Contrast this with the UK. There, the government doesn’t just regulate vaping—it actively promotes it as a harm reduction tool. Public Health England concluded that vaping is at least 95% less harmful than smoking. British hospitals distribute e-cigarettes to patients trying to quit. As a result, smoking rates are falling faster in the UK than in most countries in the world. That is what evidence-based policy looks like.
Which path do we want Malaysia to take?
Regulation, Not Ban, Protects Malaysians
The truth is, Malaysia already has the legal framework to regulate vaping responsibly. Under the Control of Smoking Products for Public Health Act 2024, nicotine liquids must be registered with the Drug Control Authority, and sales are restricted to those over 18.
Instead of scrapping this progress with a blunt ban, let’s build on it:
Enforce the law properly. Crack down on unlicensed sellers and illegal online sales.
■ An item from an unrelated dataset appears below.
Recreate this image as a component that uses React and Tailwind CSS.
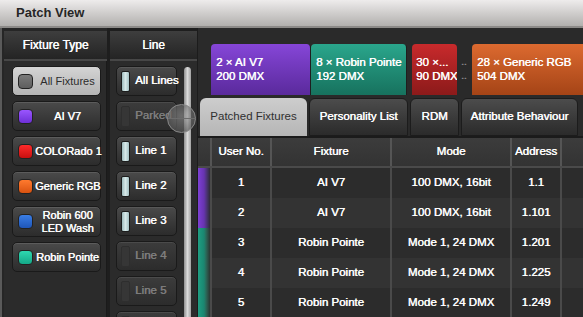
const fixtureTypes = [
  { name: 'All Fixtures', swatch: 'from-[#7a7a7a] to-[#5e5e5e]', active: true },
  { name: 'AI V7', swatch: 'from-[#9a55ff] to-[#6e2fd6]' },
  { name: 'COLORado 1', swatch: 'from-[#ff2a2a] to-[#c80f0f]' },
  { name: 'Generic RGB', swatch: 'from-[#ff7a2e] to-[#d9520f]' },
  { name: ['Robin 600', 'LED Wash'], swatch: 'from-[#3a7ee6] to-[#1f56b8]' },
  { name: 'Robin Pointe', swatch: 'from-[#2ed8b0] to-[#14a888]' },
]

const lines = [
  { name: 'All Lines', on: true },
  { name: 'Parked' },
  { name: 'Line 1', on: true },
  { name: 'Line 2', on: true },
  { name: 'Line 3', on: true },
  { name: 'Line 4' },
  { name: 'Line 5' },
  { name: '' },
]

const universes = [
  { label: '2 × AI V7', dmx: '200 DMX', w: 'w-[100px]', bg: 'from-[#8646d8] to-[#5a2a9c]' },
  { label: '8 × Robin Pointe', dmx: '192 DMX', w: 'w-[96px]', bg: 'from-[#2aa68c] to-[#17725e]' },
]

const purple = 'from-[#7d40d4] via-[#6733b0] to-[#2f2a36]'
const teal = 'from-[#1f9e82] via-[#1a8670] to-[#2a3532]'

const rows = [
  { no: 1, fixture: 'AI V7', mode: '100 DMX, 16bit', addr: '1.1', strip: purple },
  { no: 2, fixture: 'AI V7', mode: '100 DMX, 16bit', addr: '1.101', strip: purple },
  { no: 3, fixture: 'Robin Pointe', mode: 'Mode 1, 24 DMX', addr: '1.201', strip: teal },
  { no: 4, fixture: 'Robin Pointe', mode: 'Mode 1, 24 DMX', addr: '1.225', strip: teal },
  { no: 5, fixture: 'Robin Pointe', mode: 'Mode 1, 24 DMX', addr: '1.249', strip: teal },
]

// thickens the thin regular face a little, like the console's cleartype text
const heavy = '[text-shadow:0.45px_0_0_currentColor]'

function ColumnHeader({ children }) {
  return (
    <div className={`h-[30px] shrink-0 flex items-center justify-center bg-gradient-to-b from-[#3e3e3e] to-[#242424] border-b-2 border-[#474747] text-white text-[12px] ${heavy}`}>
      {children}
    </div>
  )
}

function FixtureButton({ item }) {
  const twoLine = Array.isArray(item.name)
  return (
    <div
      className={`w-[89px] ${twoLine ? 'h-[31px]' : 'h-[30px]'} shrink-0 rounded-[5px] border border-[#1a1a1a] flex items-center pl-[5px] ${
        item.active
          ? 'bg-gradient-to-b from-[#d4d4d4] to-[#b4b4b4] text-[#2c2c2c]'
          : `bg-gradient-to-b from-[#4a4a4a] to-[#2c2c2c] text-white ${heavy} shadow-[inset_0_1px_0_rgba(255,255,255,0.1)]`
      }`}
    >
      <div className={`w-[15px] h-[15px] shrink-0 rounded-[4px] border border-[#222] bg-gradient-to-b ${item.swatch}`} />
      <div className="flex-1 pl-[2px] text-center text-[11px] leading-[13px] whitespace-nowrap">
        {twoLine ? (
          <>
            <div>{item.name[0]}</div>
            <div>{item.name[1]}</div>
          </>
        ) : (
          item.name
        )}
      </div>
    </div>
  )
}

function LineButton({ item }) {
  return (
    <div
      className={`w-[61px] h-[30px] shrink-0 rounded-[5px] border border-[#1a1a1a] flex items-center pl-[4px] gap-[5px] shadow-[inset_0_1px_0_rgba(255,255,255,0.08)] ${
        item.on ? 'bg-gradient-to-b from-[#4a4a4a] to-[#2c2c2c] text-white' : 'bg-gradient-to-b from-[#3c3c3c] to-[#2c2c2c] text-[#7e7e7e]'
      }`}
    >
      <div
        className={`w-[9px] h-[21px] shrink-0 rounded-[2px] border ${
          item.on ? 'border-[#1c1c1c] bg-gradient-to-r from-[#9fbcbe] via-[#d6e8e8] to-[#a3c0c3]' : 'border-[#2e2e2e] bg-[#363636]'
        }`}
      />
      <span className={`text-[11.5px] whitespace-nowrap ${heavy}`}>{item.name}</span>
    </div>
  )
}

export default function App() {
  return (
    <div className="w-[583px] h-[317px] overflow-hidden bg-[#2b2b2b] font-['Liberation_Sans',Arial,sans-serif] flex flex-col">
      <div className="h-[28px] shrink-0 flex items-center pl-[16px] bg-gradient-to-b from-[#eeecec] to-[#b2b0ae] border-b-2 border-[#8c8a88] text-[13px] font-bold text-[#262626]">
        Patch View
      </div>

      <div className="flex flex-1 min-h-0">
        {/* fixture types */}
        <div className="w-[107px] shrink-0 flex flex-col border-l-[2px] border-[#5a5a5a] pl-[2px] pt-[3px] bg-[#262626]">
          <ColumnHeader>Fixture Type</ColumnHeader>
          <div className="flex-1 bg-[#2b2b2b] flex flex-col gap-[5px] pt-[5px] pl-[8px] border-r border-[#1a1a1a]">
            {fixtureTypes.map((f, i) => (
              <FixtureButton key={i} item={f} />
            ))}
          </div>
        </div>

        {/* lines */}
        <div className="w-[90px] shrink-0 flex flex-col pl-[3px] pt-[3px] bg-[#1e1e1e] relative">
          <ColumnHeader>Line</ColumnHeader>
          <div className="flex-1 bg-[#2b2b2b] flex pl-[6px] pt-[5px] min-h-0">
            <div className="flex flex-col gap-[5px]">
              {lines.map((l, i) => (
                <LineButton key={i} item={l} />
              ))}
            </div>
            <div className="ml-[7px] mt-[1px] w-[7px] rounded-t-[4px] bg-gradient-to-r from-[#8f8f8f] via-[#dadada] to-[#a2a2a2]" />
          </div>
          <div className="absolute left-[60px] top-[76px] w-[29px] h-[29px] rounded-full border border-[#8a8a8a] bg-[radial-gradient(circle_at_50%_40%,rgba(170,170,170,0.5),rgba(70,70,70,0.75))] flex items-center">
            <div className="w-full h-[1px] bg-[#6c6c6c]" />
          </div>
        </div>

        {/* patch area */}
        <div className="flex-1 min-w-0 flex flex-col bg-[#2a2a2a] border-l border-[#1c1c1c]">
          <div className="h-[69px] shrink-0 flex items-end pl-[13px] pb-[2px]">
            <div className={`flex h-[51px] items-stretch text-white text-[11.5px] leading-[14px] ${heavy}`}>
              {universes.map((u, i) => (
                <div key={i} className={`${u.w} rounded-t-[4px] bg-gradient-to-b ${u.bg} pl-[5px] pt-[11px] whitespace-nowrap overflow-hidden border-r border-[#1e1e1e]`}>
                  <div>{u.label}</div>
                  <div>{u.dmx}</div>
                </div>
              ))}
              <div className="w-[45px] ml-[5px] rounded-t-[4px] bg-gradient-to-b from-[#c82a2c] to-[#8c1a1a] pl-[4px] pt-[11px] whitespace-nowrap overflow-hidden">
                <div>30 ×...</div>
                <div>90 DMX</div>
              </div>
              <div className="w-[15px] text-[#8a8a8a] text-[10px] pt-[11px] pl-[4px]">
                <div>..</div>
                <div>..</div>
              </div>
              <div className="w-[120px] rounded-tl-[4px] bg-gradient-to-b from-[#dc6a30] to-[#a54416] pl-[5px] pt-[11px] whitespace-nowrap">
                <div>28 × Generic RGB</div>
                <div>504 DMX</div>
              </div>
            </div>
          </div>

          {/* tabs */}
          <div className="h-[41px] shrink-0 flex gap-[2px] pl-[2px] pt-[1px] border-b-2 border-[#1b1b1b] text-[11.5px]">
            <div className="w-[107px] rounded-t-[6px] bg-gradient-to-b from-[#cdcdcd] to-[#b6b6b6] flex items-center justify-center text-[#303030]">
              Patched Fixtures
            </div>
            <div className={`w-[99px] rounded-t-[6px] border border-[#1c1c1c] bg-gradient-to-b from-[#4c4c4c] to-[#2b2b2b] flex items-center justify-center text-white ${heavy}`}>
              Personality List
            </div>
            <div className={`w-[49px] rounded-t-[6px] border border-[#1c1c1c] bg-gradient-to-b from-[#4c4c4c] to-[#2b2b2b] flex items-center justify-center text-white ${heavy}`}>
              RDM
            </div>
            <div className={`w-[117px] rounded-t-[6px] border border-[#1c1c1c] bg-gradient-to-b from-[#4c4c4c] to-[#2b2b2b] flex items-center justify-center text-white ${heavy}`}>
              Attribute Behaviour
            </div>
          </div>

          {/* table */}
          <div className={`flex-1 min-h-0 flex flex-col text-white text-[11.5px] ${heavy}`}>
            <div className="h-[30px] shrink-0 flex bg-gradient-to-b from-[#3c3c3c] to-[#333333] border-b-2 border-[#4a4a4a]">
              <div className="w-[14px] border-r-2 border-[#555]" />
              <div className="w-[60px] border-r-2 border-[#555] flex items-center justify-center">User No.</div>
              <div className="w-[120px] border-r-2 border-[#555] flex items-center justify-center">Fixture</div>
              <div className="w-[120px] border-r-2 border-[#555] flex items-center justify-center">Mode</div>
              <div className="w-[50px] border-r-2 border-[#555] flex items-center justify-center">Address</div>
              <div className="flex-1" />
            </div>
            {rows.map((r, i) => (
              <div key={r.no} className={`h-[30px] shrink-0 flex ${i % 2 ? 'bg-[#333333]' : 'bg-[#2c2c2c]'}`}>
                <div className={`w-[14px] border-r-2 border-[#4a4a4a] bg-gradient-to-r ${r.strip}`} />
                <div className="w-[60px] border-r-2 border-[#4a4a4a] flex items-center justify-center">{r.no}</div>
                <div className="w-[120px] border-r-2 border-[#4a4a4a] flex items-center justify-center">{r.fixture}</div>
                <div className="w-[120px] border-r-2 border-[#4a4a4a] flex items-center justify-center">{r.mode}</div>
                <div className="w-[50px] border-r-2 border-[#4a4a4a] flex items-center justify-center">{r.addr}</div>
                <div className="flex-1" />
              </div>
            ))}
          </div>
        </div>
      </div>
    </div>
  )
}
Limit sales to licensed vape shops. Make sure products are sold by trained personnel, not by anyone with a smartphone and a WhatsApp account.
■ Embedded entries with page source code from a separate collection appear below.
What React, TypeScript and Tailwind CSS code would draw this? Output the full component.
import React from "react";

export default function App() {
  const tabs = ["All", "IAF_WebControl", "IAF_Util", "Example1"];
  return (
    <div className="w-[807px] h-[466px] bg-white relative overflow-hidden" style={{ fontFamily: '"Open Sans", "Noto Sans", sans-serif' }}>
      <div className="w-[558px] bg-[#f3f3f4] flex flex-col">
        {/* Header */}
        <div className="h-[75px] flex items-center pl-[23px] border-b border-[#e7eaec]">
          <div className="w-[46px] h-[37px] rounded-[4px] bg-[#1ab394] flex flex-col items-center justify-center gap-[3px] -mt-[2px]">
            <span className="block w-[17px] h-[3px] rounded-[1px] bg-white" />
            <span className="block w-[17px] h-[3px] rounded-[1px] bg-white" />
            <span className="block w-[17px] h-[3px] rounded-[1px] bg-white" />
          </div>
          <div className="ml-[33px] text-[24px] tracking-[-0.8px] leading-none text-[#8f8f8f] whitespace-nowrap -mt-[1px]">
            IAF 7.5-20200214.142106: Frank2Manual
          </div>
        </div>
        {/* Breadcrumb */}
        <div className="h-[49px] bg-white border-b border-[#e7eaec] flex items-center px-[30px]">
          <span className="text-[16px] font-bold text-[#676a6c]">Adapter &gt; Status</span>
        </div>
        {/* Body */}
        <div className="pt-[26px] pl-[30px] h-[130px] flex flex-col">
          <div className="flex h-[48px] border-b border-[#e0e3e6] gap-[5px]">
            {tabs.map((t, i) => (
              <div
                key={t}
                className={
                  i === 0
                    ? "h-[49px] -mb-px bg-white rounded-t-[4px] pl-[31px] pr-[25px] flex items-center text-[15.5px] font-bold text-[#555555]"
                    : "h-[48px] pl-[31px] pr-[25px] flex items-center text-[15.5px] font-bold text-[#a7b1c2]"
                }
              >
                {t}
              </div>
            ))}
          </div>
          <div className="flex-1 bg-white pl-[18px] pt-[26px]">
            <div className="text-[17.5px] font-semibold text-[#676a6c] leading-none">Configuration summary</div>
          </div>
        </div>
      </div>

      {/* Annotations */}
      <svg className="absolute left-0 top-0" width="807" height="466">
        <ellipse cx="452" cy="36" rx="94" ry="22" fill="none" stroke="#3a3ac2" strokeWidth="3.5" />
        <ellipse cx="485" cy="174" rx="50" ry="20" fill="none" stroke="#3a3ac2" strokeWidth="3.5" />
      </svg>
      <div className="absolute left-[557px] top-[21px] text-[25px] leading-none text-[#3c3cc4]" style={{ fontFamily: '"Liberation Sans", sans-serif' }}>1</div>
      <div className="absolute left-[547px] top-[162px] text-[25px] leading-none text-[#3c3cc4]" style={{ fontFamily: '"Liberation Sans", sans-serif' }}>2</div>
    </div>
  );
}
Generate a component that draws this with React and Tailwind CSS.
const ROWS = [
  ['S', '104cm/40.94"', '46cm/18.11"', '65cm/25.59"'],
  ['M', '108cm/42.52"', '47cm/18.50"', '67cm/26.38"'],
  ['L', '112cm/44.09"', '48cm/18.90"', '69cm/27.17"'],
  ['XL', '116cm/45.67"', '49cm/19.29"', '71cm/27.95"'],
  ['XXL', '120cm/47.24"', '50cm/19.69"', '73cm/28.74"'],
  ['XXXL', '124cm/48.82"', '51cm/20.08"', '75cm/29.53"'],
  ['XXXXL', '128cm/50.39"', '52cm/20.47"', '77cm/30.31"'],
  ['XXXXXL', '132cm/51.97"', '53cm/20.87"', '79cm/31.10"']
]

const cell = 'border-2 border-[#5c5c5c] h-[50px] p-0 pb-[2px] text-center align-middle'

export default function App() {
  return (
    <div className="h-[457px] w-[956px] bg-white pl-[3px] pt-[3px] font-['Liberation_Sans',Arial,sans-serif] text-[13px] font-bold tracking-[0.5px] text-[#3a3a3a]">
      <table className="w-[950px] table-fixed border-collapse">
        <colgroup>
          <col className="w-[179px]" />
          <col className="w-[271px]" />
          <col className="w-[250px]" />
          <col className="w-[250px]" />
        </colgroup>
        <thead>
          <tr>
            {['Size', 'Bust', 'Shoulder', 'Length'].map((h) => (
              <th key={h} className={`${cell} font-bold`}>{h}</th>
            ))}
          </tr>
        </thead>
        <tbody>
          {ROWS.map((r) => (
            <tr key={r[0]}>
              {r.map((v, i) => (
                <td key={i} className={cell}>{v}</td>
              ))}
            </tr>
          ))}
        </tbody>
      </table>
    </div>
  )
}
Raise quality standards. Ensure only registered, tested liquids are on the market.
Educate the public. Provide honest information about vaping’s risks and benefits compared to smoking.
This approach balances harm reduction with consumer safety. It acknowledges reality: people smoke, people vape, and Malaysians deserve safer alternatives—not a ban that will make the situation worse.
The Human Cost of a Ban
Behind the debates, reports, and corporate lobbying are real people. People like me who spent years chained to cigarettes. People who finally found an escape through vaping. A ban would rip that lifeline away.
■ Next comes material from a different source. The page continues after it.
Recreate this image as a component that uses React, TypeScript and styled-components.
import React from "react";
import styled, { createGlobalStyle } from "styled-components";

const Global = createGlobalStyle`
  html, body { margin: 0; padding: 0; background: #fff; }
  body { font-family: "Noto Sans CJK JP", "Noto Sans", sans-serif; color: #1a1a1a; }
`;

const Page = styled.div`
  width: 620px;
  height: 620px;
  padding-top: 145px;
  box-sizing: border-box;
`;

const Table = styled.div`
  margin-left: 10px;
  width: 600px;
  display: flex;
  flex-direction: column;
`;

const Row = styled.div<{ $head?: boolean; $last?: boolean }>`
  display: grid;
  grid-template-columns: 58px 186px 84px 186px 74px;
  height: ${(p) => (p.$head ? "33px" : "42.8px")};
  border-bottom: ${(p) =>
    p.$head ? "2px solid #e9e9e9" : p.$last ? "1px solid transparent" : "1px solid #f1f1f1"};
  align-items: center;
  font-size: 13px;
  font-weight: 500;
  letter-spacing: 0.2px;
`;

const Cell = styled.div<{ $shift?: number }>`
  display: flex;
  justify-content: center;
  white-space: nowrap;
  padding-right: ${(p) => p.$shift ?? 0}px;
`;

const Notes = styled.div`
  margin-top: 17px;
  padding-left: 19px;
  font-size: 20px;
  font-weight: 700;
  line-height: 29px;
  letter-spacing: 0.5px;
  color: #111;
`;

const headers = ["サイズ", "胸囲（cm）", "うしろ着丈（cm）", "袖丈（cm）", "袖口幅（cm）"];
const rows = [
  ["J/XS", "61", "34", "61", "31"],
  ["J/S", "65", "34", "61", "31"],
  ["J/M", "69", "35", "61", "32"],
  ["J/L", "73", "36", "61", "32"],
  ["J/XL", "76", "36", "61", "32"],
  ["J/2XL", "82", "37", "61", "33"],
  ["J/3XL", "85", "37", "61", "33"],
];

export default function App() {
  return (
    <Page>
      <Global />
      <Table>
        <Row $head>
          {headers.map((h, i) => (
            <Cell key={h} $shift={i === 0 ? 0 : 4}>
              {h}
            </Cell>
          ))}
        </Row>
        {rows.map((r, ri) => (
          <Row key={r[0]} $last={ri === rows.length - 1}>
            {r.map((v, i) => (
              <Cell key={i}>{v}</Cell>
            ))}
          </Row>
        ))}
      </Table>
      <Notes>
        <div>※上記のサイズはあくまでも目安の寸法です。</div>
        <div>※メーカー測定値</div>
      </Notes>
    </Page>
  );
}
It would also destroy an entire local industry worth over RM3 billion, employing thousands of Malaysians. Small businesses would collapse, jobs would vanish, and livelihoods would be sacrificed—not for public health, but for the profits of multinational pharmaceutical corporations.
And let’s not kid ourselves: vapes won’t disappear. They’ll just go underground, like illicit cigarettes already have. Except this time, we’d be dealing with liquids that could be contaminated, mislabeled, or dangerously tampered with. That is not harm reduction—it’s harm multiplication.
The Choice Before Malaysia
This is not just about vaping. It is about whether Malaysia writes policies for Malaysians—or lets foreign corporations write them for us.
Big Pharma had its chance. For decades, it sold smokers like me products that didn’t work. Gums, patches, sprays—expensive, ineffective, and designed to keep us as lifelong customers. Then vaping came along and actually helped people quit. That is the real threat to their business model.
Now, instead of competing fairly, they are trying to eliminate vaping altogether. If we let them succeed, we will pay the price—not them. Our health, our economy, and our freedom of choice will suffer.
A Call to Action
As Malaysians, we must demand smarter policies. We must reject prohibition and insist on regulation that protects consumers, supports harm reduction, and cuts out black-market profiteers.
We should look to evidence, not fear campaigns. We should follow the UK’s example, not Australia’s disaster. We should strengthen enforcement, not dismantle progress.
I quit smoking because of vaping. If vapes had been banned when I needed them, I might still be smoking today—or worse. Multiply that story by millions of Malaysians, and you begin to see the stakes.
This is our health, our choice, and our future. Don’t let Big Pharma steal it from us.